§ **WHAT TO DO**: Identify and reproduce every line holding the string "screenshot".

## start RECORDED INFORMATION

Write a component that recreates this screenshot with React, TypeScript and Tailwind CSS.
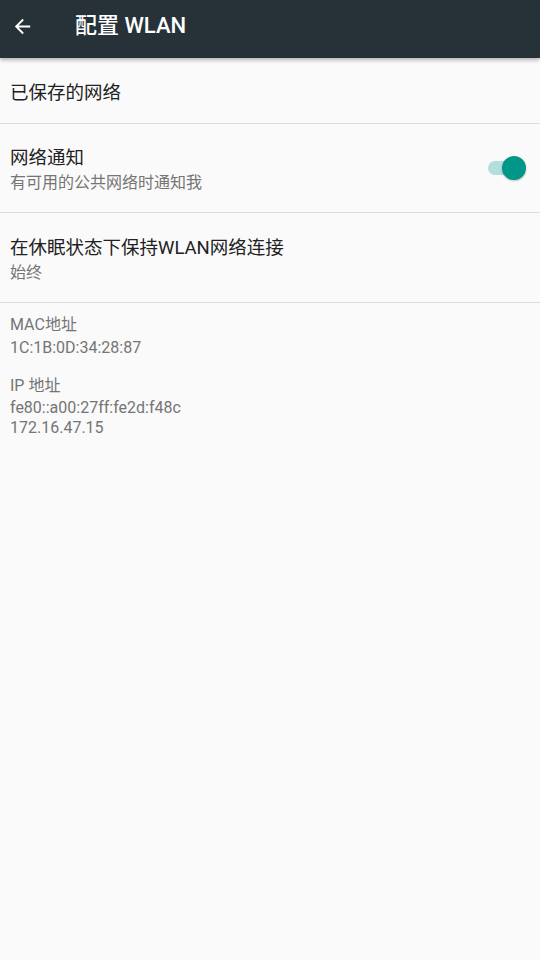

## end RECORDED INFORMATION
## start RECORDED INFORMATION

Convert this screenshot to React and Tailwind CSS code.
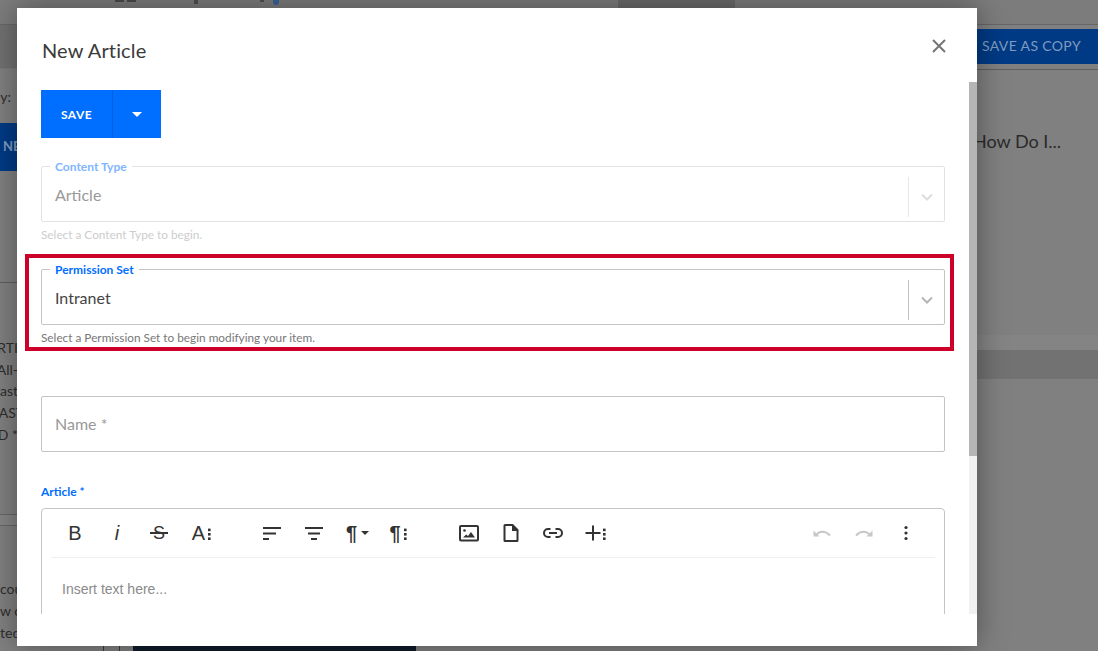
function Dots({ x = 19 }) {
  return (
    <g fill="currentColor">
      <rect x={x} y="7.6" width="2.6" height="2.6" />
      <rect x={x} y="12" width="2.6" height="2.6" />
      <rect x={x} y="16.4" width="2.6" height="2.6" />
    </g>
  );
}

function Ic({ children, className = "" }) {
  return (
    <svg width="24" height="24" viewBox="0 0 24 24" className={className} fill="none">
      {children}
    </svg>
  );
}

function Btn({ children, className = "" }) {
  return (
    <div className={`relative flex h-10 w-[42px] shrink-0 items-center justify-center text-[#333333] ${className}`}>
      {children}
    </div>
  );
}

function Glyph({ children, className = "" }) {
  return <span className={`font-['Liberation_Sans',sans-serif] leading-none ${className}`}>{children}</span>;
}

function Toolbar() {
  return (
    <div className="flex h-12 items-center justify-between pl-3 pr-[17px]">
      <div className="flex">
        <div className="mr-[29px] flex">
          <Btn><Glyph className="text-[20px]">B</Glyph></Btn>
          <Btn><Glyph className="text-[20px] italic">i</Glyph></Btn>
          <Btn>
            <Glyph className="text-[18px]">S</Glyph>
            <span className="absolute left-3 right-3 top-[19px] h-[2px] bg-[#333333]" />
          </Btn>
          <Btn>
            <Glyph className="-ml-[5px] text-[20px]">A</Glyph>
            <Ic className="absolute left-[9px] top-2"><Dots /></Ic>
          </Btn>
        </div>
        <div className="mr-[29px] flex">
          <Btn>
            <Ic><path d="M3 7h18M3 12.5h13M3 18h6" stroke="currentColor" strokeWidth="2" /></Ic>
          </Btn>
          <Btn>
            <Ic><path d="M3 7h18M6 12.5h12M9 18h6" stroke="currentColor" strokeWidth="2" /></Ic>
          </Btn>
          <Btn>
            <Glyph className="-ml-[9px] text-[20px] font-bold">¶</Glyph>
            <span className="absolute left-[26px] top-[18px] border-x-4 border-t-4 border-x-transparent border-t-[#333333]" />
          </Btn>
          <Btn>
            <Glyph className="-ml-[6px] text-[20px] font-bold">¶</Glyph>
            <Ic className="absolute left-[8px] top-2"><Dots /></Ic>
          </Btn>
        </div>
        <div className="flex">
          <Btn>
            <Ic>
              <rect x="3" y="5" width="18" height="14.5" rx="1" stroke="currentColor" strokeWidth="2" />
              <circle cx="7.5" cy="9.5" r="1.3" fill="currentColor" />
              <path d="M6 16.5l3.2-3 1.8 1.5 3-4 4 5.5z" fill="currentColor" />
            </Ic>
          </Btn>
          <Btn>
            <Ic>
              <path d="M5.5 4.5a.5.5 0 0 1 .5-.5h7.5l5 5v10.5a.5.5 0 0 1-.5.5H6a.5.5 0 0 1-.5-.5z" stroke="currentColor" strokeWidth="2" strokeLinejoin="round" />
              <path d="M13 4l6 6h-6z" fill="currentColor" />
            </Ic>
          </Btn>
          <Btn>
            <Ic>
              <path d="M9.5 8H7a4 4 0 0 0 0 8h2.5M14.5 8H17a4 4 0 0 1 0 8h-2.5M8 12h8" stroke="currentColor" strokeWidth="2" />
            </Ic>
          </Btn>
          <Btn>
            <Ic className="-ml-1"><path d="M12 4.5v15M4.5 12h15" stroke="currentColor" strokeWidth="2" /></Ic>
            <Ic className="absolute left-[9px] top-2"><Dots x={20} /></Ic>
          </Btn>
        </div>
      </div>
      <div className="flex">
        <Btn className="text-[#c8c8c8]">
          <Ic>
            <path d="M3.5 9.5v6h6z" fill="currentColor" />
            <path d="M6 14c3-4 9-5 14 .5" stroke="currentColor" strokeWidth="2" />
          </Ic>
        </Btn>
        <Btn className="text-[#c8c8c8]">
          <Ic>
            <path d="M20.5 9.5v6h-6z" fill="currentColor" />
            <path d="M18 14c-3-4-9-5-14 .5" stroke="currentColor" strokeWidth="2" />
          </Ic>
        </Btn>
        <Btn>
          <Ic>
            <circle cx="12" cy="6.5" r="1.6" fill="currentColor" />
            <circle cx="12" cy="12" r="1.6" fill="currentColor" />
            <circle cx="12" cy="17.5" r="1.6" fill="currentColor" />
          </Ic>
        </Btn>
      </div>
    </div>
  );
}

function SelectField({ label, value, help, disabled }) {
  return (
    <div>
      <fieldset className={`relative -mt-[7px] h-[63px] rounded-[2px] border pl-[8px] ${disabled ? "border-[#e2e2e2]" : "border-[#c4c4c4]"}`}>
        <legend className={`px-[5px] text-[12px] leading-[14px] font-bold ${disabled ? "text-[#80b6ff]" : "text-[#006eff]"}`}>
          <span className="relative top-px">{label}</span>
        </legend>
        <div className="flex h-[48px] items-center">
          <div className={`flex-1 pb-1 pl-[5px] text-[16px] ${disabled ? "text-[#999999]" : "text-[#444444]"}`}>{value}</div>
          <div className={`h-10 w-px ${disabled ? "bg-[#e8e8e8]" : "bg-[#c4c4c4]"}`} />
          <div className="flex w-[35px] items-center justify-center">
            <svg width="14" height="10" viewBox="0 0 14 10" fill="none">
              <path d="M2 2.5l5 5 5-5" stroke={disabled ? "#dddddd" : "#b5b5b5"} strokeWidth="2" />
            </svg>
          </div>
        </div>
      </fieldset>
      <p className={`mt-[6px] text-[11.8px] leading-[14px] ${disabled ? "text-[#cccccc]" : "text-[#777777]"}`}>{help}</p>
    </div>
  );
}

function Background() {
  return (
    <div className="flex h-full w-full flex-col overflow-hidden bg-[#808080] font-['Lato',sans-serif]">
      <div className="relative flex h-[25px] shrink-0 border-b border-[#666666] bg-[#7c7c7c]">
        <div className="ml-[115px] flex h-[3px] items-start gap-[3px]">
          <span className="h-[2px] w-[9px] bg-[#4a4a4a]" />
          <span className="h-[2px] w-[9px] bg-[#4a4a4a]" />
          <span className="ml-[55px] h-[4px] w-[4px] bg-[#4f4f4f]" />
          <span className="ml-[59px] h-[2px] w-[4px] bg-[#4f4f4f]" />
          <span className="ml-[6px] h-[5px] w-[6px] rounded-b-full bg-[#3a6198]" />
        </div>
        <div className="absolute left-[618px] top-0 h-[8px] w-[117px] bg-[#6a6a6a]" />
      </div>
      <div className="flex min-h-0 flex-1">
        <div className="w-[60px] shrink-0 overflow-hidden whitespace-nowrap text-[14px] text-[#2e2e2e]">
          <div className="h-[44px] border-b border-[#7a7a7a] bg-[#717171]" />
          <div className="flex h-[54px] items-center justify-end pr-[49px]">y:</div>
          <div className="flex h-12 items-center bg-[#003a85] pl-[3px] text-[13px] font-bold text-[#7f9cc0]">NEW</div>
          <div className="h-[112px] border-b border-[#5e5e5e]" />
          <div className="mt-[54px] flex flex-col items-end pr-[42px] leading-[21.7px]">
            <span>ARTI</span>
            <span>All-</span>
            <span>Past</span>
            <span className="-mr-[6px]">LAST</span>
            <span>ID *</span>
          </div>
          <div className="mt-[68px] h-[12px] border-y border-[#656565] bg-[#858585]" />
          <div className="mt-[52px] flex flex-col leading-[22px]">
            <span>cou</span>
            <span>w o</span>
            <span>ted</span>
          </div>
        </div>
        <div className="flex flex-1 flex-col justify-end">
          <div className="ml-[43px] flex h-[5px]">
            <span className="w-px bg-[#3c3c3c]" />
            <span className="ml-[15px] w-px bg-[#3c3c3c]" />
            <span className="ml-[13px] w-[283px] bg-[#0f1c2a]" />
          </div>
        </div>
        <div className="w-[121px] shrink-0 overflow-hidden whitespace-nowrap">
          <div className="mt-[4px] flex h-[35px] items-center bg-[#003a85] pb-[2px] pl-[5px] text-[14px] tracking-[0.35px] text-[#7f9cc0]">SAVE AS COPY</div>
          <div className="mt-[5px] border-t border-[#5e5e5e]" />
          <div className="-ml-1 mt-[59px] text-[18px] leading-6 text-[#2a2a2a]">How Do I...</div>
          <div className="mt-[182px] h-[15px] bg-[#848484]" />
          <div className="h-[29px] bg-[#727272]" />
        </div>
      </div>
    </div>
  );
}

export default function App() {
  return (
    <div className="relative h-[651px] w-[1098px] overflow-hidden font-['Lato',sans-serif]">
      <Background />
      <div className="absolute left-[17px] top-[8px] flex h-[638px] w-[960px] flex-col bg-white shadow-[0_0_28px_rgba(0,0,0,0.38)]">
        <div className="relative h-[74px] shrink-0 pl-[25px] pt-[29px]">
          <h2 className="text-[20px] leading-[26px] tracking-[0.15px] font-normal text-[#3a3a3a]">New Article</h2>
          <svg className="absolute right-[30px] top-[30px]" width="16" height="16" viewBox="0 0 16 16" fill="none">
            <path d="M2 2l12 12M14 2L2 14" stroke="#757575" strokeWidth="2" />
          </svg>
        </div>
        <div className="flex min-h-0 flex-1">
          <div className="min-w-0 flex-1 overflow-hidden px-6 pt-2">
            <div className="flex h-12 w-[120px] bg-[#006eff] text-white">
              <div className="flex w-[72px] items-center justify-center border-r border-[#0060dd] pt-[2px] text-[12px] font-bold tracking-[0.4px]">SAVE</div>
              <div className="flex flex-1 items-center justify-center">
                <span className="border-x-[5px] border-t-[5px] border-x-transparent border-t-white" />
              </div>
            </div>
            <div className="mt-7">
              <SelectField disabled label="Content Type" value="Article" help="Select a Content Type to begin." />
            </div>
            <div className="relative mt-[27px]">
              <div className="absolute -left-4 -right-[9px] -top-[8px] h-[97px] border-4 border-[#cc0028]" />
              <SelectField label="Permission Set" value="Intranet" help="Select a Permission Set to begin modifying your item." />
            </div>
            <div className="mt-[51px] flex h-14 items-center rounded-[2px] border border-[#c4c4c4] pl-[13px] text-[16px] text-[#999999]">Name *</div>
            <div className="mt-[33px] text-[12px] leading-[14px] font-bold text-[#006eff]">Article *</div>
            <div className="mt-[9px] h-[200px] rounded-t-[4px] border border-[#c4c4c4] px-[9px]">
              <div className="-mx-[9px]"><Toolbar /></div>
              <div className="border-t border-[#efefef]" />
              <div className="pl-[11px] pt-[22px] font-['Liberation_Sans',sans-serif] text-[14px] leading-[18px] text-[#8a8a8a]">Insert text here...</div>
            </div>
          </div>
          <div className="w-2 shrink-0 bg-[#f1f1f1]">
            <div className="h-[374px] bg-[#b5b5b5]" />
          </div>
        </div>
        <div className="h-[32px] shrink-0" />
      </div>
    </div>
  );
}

## end RECORDED INFORMATION

§ **THE ANSWER**:
Write a component that recreates this screenshot with React, TypeScript and Tailwind CSS.
Convert this screenshot to React and Tailwind CSS code.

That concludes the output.